Records with interface code

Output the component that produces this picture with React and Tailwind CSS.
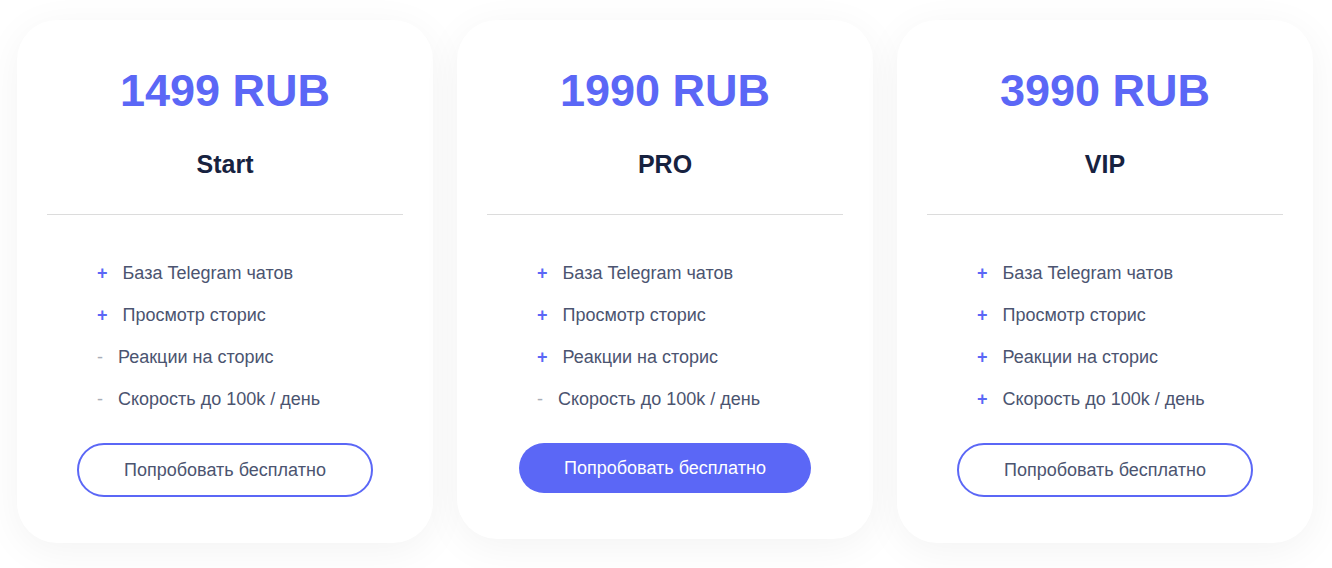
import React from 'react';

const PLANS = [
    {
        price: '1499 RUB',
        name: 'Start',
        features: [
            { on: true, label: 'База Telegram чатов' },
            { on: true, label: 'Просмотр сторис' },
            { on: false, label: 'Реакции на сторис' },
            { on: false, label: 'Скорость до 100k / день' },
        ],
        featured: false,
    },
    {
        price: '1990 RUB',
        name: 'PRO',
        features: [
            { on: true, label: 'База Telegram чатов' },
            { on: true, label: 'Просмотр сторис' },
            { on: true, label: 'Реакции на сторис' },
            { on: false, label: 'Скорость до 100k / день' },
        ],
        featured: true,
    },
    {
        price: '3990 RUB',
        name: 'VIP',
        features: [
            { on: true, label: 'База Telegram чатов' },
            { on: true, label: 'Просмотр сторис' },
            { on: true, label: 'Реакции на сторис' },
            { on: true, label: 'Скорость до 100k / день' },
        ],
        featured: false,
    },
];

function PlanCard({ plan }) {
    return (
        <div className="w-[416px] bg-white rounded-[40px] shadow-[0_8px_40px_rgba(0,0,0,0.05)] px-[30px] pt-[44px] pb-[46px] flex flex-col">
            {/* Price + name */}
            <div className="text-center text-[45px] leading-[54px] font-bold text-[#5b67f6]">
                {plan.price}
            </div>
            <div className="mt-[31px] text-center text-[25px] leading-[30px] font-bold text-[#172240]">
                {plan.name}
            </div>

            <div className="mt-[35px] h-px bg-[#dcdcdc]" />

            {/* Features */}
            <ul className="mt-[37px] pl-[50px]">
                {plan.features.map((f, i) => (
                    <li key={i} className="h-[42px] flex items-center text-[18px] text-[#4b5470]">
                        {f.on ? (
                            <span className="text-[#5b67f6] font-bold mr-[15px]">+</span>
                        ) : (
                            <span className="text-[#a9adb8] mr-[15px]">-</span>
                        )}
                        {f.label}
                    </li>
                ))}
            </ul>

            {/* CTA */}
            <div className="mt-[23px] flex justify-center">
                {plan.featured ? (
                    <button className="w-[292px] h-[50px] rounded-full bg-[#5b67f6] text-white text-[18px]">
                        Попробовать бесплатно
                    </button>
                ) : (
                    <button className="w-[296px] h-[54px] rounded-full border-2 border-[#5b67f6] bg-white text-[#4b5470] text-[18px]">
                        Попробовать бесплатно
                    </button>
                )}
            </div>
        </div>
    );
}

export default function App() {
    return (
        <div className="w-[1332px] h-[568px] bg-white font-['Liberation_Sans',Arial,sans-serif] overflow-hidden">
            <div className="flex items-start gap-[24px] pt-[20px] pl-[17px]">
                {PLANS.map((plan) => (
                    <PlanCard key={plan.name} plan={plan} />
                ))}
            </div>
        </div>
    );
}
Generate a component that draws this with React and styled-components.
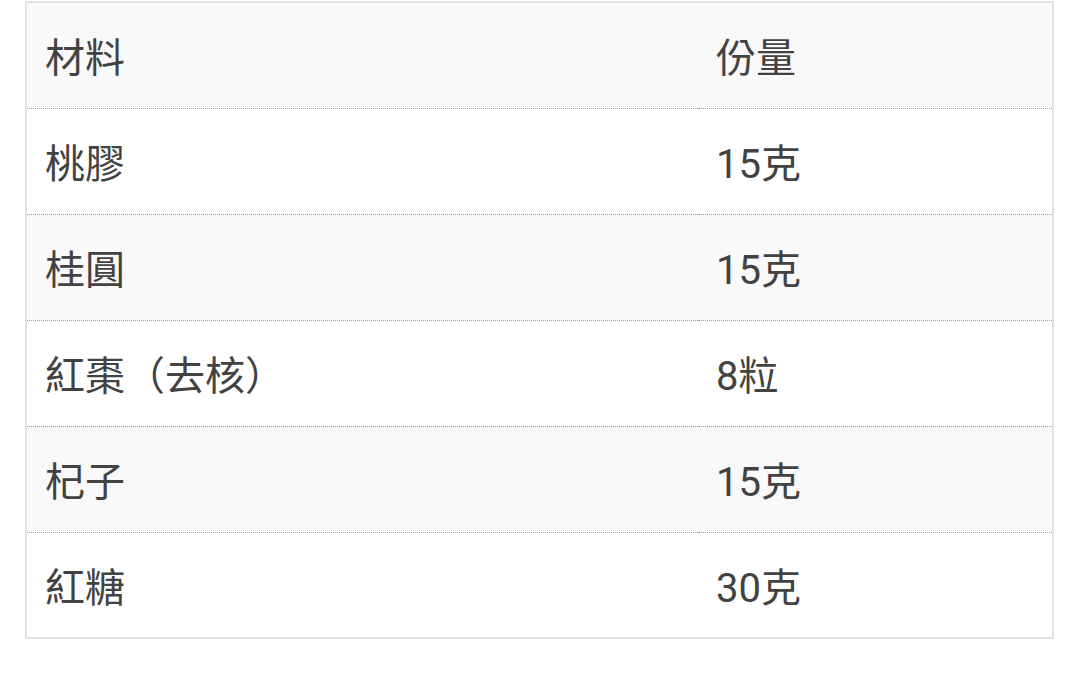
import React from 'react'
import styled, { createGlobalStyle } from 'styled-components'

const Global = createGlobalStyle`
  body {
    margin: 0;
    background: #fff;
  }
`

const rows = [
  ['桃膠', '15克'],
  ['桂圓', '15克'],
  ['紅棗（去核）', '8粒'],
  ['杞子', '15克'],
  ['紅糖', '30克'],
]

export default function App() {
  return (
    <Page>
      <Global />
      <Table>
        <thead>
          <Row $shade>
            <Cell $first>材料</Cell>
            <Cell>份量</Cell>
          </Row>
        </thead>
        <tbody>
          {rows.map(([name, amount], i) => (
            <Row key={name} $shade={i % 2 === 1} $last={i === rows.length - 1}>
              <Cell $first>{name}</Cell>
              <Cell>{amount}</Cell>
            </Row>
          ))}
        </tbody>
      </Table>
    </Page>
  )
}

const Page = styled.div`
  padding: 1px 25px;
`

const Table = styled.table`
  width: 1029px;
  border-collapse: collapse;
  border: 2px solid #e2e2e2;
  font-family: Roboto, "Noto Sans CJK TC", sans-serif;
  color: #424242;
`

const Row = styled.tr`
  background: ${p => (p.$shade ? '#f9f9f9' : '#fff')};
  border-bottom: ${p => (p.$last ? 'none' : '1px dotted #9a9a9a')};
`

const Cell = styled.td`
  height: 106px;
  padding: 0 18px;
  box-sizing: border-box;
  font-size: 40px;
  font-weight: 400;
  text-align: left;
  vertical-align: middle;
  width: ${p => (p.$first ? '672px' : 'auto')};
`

- Work to be completed: Report each line of the material above where the word "that" appears.

- The response:
Output the component that produces this picture with React and Tailwind CSS.
Generate a component that draws this with React and styled-components.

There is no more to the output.